There are two questions that are especially important to support product success and we should ask them (to ourselves and others) very often:
1. How will this requirement or decision impact the user?
In a high-pressure environment, in which decisions need to be taken fast, it is easy to fall into the trap of not considering, in enough detail, the impact a product decision may have on our potential and actual users. Sometimes, due to budgetary, time or technical constraints, product teams make conscious decisions that are not optimal for users. This is ok, as long as we understand the impact beforehand. The BA plays a critical role in keeping the user at the center of the product, by:
- Asking the right question at the right moment to the right stakeholder
- For example, before deciding on a technical solution, a BA may ask an implementation subject matter expert (SME): Let’s say we implement the database using approach A. After a user submits a form, how many seconds will data validation take in the back-end?
- Another example, at a backlog refinement meeting, the BA may ask the Product Owner and the User Representative: By providing users with a feature to download the list of purchases in Excel, will this satisfy the requirement of having a list of purchases that is sortable and can be filtered
- Proposing and organizing user research or testing, whenever required or possible
- User research is useful to get to know users better and have more information when making product decisions.
- User testing is great to assess users’ responses to specific requirements or designs.
- User research or testing are time-consuming.

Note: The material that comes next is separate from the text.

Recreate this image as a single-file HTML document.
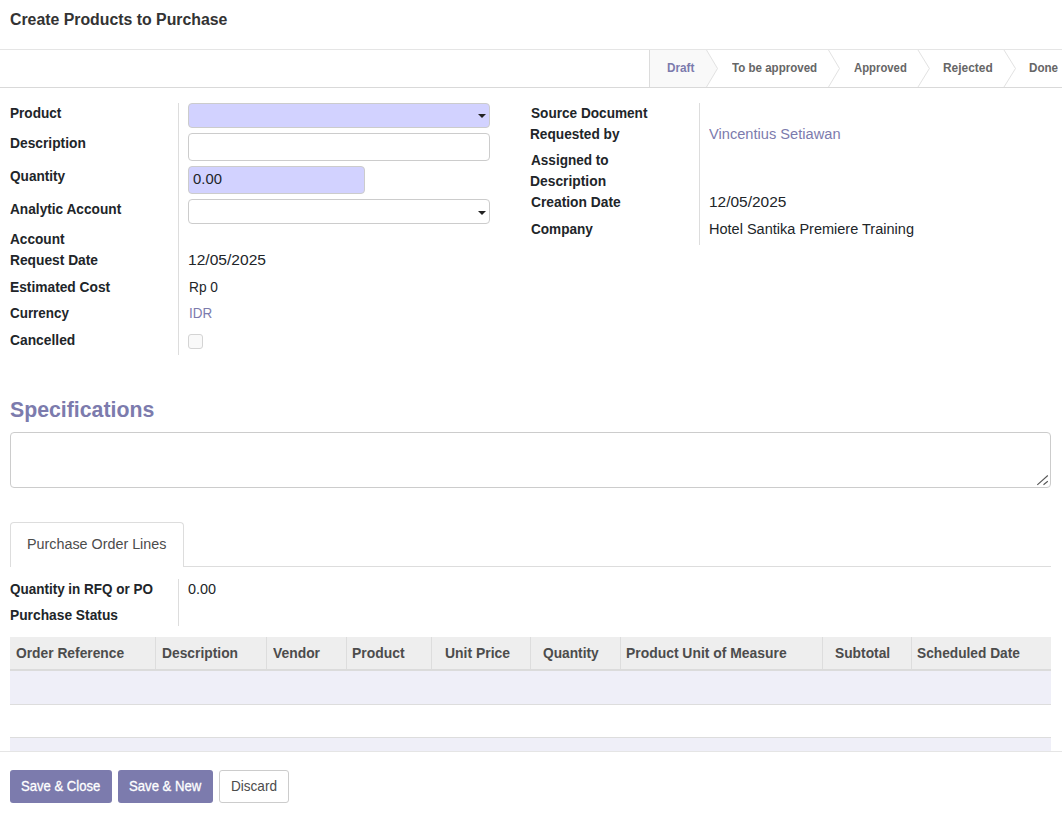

Depending on the relevance of the decisions to be made and their level of uncertainty, the product team might decide to do it or not. The business analyst plays a key role in analyzing when user research or testing would be beneficial for the product.
2. Are we overlooking any stakeholders?
To avoid product re-work or push-back, it is very important that we invite the relevant stakeholders to the meetings and activities in which they can provide value. The biggest challenge here is that the stakeholder list is never static. Therefore, Business Analysts should frequently conduct Stakeholder Analysis to update the Stakeholder List and Map.
Organizational changes might be one of the sources of new stakeholders. We should be aware of things like staff changes, the opening of new offices, or internal departmental restructuring.
Also, as a product evolves, different stakeholders need to be considered. For instance, the stakeholders involved in a product’s discovery activities can differ a lot from the ones involved in going-to-production activities. In product teams working iteratively, where discovery and implementation can happen at the same time, the BA’s communication and planning skills are critical assets to ensure a smooth product development cycle.
Furthermore, external factors also determine which stakeholders you should involve. A new regulation might cause you to include the company’s lawyer in requirements elicitation, or a new marketing campaign launched by your main competitor might trigger you to schedule a brainstorming session with the Marketing team.
Sometimes, asking yourself or a team member a simple question like “Shall we invite someone else to this meeting?” will help identify new relevant stakeholders, as explained above.
Yes, some people would say BAs ask a lot of questions. Questions that lead to other questions. They unveil things that might alter the product plan. They might point out our own shortcomings. But at the end, every question not asked is potentially a missed opportunity to improve.